▶ **WHAT IS BEING ASKED**
The lines to extract run from the first line of the material below to the line containing "(ys.length - 1)", both included; leave the pictures behind.

[START]

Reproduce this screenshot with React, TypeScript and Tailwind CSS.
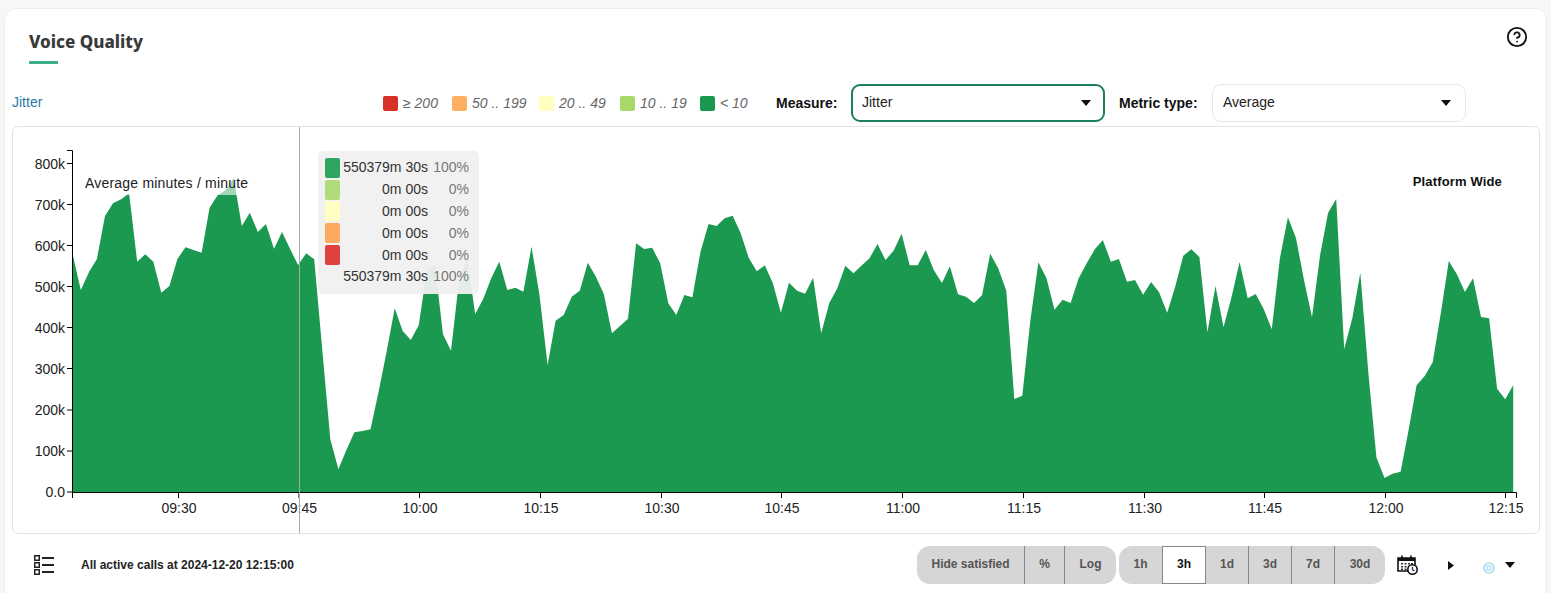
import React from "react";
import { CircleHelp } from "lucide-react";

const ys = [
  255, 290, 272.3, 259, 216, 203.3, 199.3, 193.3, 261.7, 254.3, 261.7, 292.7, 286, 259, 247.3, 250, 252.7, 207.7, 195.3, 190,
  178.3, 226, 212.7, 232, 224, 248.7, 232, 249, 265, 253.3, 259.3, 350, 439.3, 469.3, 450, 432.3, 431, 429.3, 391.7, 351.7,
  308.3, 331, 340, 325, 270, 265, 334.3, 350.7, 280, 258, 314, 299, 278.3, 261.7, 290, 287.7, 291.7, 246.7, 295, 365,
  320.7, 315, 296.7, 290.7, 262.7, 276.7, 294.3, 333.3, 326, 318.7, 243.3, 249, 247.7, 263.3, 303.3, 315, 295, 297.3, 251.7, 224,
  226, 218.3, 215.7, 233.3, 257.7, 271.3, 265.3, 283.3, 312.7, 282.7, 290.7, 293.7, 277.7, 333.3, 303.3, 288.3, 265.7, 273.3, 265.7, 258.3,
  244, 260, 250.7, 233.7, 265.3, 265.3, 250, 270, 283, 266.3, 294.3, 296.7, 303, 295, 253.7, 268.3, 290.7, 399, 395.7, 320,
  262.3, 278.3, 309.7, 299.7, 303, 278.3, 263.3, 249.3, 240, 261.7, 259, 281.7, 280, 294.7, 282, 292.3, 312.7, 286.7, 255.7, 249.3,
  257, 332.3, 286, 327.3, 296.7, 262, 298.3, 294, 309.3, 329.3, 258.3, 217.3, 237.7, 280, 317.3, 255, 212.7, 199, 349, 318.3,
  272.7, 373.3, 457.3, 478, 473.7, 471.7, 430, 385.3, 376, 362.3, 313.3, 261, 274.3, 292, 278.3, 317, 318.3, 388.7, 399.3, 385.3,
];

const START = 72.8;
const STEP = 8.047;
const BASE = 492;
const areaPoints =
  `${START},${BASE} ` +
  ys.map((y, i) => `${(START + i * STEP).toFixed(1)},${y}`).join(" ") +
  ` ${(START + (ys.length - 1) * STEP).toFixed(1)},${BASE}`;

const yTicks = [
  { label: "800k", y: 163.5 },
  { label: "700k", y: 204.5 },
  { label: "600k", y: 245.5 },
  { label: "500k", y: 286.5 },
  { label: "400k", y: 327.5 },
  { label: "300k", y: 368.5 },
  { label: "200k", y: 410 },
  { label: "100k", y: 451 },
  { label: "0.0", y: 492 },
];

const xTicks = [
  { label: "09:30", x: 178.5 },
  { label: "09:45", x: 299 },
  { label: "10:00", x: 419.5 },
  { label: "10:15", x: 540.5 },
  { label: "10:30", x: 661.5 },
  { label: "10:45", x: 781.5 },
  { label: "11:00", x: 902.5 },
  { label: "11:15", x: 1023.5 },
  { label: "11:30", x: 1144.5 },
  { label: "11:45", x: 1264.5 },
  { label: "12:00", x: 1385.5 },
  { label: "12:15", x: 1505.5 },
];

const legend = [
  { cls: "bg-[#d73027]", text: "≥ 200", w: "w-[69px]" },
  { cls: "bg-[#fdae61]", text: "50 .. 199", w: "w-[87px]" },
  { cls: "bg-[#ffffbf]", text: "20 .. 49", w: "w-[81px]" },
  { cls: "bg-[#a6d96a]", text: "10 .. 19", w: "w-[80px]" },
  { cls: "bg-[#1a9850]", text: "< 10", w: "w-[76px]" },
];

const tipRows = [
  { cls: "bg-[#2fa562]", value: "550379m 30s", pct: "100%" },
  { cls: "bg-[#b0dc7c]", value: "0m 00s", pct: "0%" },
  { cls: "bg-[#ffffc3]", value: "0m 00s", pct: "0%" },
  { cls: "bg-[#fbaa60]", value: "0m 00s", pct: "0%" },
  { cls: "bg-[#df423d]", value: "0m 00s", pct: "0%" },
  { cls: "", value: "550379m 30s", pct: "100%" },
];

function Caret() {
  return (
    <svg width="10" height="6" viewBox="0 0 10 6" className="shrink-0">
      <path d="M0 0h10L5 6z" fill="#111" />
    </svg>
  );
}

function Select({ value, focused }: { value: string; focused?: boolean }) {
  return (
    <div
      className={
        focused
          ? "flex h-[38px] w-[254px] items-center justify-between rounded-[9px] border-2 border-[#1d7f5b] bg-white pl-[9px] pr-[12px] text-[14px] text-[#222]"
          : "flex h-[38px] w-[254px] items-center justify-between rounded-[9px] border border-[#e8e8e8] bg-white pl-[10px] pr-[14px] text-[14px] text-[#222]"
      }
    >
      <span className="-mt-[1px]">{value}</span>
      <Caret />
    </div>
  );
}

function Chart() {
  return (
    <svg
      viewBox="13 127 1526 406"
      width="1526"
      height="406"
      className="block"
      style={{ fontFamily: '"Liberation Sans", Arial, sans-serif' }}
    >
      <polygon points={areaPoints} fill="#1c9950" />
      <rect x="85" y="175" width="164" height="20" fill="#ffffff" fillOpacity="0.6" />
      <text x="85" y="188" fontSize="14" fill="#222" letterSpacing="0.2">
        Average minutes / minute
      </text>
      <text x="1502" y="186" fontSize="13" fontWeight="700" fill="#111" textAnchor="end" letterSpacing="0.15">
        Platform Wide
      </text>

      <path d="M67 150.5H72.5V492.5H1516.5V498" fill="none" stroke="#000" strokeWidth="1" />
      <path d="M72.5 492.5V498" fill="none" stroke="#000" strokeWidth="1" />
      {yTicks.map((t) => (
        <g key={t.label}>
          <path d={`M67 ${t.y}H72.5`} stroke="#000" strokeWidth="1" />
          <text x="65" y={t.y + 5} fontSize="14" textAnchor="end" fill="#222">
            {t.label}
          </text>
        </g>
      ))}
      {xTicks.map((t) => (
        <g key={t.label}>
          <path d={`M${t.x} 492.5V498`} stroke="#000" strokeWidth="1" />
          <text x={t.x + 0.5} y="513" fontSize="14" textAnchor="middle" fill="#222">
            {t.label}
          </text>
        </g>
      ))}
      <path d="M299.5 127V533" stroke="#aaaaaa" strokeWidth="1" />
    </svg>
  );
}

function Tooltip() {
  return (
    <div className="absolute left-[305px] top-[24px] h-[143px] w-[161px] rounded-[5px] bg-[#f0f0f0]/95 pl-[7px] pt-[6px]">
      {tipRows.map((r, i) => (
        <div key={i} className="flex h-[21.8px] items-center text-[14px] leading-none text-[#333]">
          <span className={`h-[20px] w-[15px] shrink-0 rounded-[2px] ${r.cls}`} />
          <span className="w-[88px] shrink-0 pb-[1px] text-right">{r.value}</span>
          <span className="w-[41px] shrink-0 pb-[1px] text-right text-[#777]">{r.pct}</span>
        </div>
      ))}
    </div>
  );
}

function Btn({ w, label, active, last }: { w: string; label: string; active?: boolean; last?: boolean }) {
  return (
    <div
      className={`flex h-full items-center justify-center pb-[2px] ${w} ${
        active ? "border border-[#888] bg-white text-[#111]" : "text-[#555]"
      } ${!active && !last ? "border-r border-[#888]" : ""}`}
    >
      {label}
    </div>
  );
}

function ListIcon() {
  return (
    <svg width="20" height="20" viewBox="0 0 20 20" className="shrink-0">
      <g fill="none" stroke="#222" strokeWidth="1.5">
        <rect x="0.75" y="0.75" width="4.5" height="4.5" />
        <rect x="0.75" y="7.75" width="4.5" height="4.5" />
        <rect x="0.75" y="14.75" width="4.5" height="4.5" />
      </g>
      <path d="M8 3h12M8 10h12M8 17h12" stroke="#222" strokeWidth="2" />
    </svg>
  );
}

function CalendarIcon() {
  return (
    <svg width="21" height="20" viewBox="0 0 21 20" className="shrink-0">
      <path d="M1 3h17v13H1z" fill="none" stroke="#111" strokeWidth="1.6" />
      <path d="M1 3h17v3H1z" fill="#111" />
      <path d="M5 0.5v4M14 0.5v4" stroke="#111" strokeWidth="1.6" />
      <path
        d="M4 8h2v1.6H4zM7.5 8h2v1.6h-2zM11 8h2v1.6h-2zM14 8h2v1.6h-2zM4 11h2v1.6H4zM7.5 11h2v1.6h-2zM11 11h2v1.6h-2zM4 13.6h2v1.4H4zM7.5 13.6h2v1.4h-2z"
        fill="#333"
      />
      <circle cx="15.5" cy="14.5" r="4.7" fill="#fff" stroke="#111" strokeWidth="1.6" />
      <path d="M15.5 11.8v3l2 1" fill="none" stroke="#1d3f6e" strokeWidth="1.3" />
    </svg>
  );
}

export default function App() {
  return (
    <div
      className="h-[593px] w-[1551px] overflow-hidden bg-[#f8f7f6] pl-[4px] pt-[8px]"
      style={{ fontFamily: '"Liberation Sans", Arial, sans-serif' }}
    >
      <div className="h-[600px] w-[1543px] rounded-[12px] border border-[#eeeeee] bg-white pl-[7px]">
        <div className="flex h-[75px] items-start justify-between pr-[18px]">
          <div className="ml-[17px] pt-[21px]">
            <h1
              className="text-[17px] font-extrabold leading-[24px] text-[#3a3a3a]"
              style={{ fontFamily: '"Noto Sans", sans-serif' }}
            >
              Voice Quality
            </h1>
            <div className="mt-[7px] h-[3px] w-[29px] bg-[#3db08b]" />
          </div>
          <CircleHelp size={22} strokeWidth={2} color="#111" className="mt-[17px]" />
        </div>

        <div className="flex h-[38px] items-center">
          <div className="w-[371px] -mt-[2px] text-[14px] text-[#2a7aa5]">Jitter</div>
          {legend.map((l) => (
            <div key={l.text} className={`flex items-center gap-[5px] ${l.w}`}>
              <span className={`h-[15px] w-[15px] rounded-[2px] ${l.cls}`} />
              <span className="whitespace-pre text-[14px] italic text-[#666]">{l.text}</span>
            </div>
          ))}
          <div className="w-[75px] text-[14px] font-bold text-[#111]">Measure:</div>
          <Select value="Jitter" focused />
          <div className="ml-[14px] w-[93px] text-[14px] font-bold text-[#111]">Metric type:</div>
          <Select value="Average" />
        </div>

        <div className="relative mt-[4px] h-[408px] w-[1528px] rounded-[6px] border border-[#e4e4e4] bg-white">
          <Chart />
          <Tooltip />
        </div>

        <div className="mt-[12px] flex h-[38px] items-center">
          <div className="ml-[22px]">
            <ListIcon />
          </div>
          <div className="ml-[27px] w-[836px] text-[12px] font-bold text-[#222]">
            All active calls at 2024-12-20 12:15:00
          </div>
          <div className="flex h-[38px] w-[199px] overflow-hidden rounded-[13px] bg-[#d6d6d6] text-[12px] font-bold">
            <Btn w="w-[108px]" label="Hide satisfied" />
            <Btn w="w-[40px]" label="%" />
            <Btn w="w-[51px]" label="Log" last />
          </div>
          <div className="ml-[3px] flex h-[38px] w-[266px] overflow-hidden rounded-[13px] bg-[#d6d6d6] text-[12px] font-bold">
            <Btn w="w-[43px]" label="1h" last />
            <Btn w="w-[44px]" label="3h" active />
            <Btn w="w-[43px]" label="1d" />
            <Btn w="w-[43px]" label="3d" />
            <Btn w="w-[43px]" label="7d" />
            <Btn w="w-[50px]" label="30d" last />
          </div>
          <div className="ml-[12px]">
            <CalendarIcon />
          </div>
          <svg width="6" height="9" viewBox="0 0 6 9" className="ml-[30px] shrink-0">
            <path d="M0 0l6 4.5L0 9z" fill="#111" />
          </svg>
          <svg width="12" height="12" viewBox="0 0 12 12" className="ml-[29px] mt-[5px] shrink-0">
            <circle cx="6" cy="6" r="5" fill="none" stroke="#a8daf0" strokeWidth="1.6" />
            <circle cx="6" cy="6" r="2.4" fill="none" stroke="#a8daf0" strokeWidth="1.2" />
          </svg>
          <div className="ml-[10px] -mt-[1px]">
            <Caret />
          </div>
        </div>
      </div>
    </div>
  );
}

[END]

▶ **EXERCISE RESULT**
Reproduce this screenshot with React, TypeScript and Tailwind CSS.
import React from "react";
import { CircleHelp } from "lucide-react";

const ys = [
  255, 290, 272.3, 259, 216, 203.3, 199.3, 193.3, 261.7, 254.3, 261.7, 292.7, 286, 259, 247.3, 250, 252.7, 207.7, 195.3, 190,
  178.3, 226, 212.7, 232, 224, 248.7, 232, 249, 265, 253.3, 259.3, 350, 439.3, 469.3, 450, 432.3, 431, 429.3, 391.7, 351.7,
  308.3, 331, 340, 325, 270, 265, 334.3, 350.7, 280, 258, 314, 299, 278.3, 261.7, 290, 287.7, 291.7, 246.7, 295, 365,
  320.7, 315, 296.7, 290.7, 262.7, 276.7, 294.3, 333.3, 326, 318.7, 243.3, 249, 247.7, 263.3, 303.3, 315, 295, 297.3, 251.7, 224,
  226, 218.3, 215.7, 233.3, 257.7, 271.3, 265.3, 283.3, 312.7, 282.7, 290.7, 293.7, 277.7, 333.3, 303.3, 288.3, 265.7, 273.3, 265.7, 258.3,
  244, 260, 250.7, 233.7, 265.3, 265.3, 250, 270, 283, 266.3, 294.3, 296.7, 303, 295, 253.7, 268.3, 290.7, 399, 395.7, 320,
  262.3, 278.3, 309.7, 299.7, 303, 278.3, 263.3, 249.3, 240, 261.7, 259, 281.7, 280, 294.7, 282, 292.3, 312.7, 286.7, 255.7, 249.3,
  257, 332.3, 286, 327.3, 296.7, 262, 298.3, 294, 309.3, 329.3, 258.3, 217.3, 237.7, 280, 317.3, 255, 212.7, 199, 349, 318.3,
  272.7, 373.3, 457.3, 478, 473.7, 471.7, 430, 385.3, 376, 362.3, 313.3, 261, 274.3, 292, 278.3, 317, 318.3, 388.7, 399.3, 385.3,
];

const START = 72.8;
const STEP = 8.047;
const BASE = 492;
const areaPoints =
  `${START},${BASE} ` +
  ys.map((y, i) => `${(START + i * STEP).toFixed(1)},${y}`).join(" ") +
  ` ${(START + (ys.length - 1) * STEP).toFixed(1)},${BASE}`;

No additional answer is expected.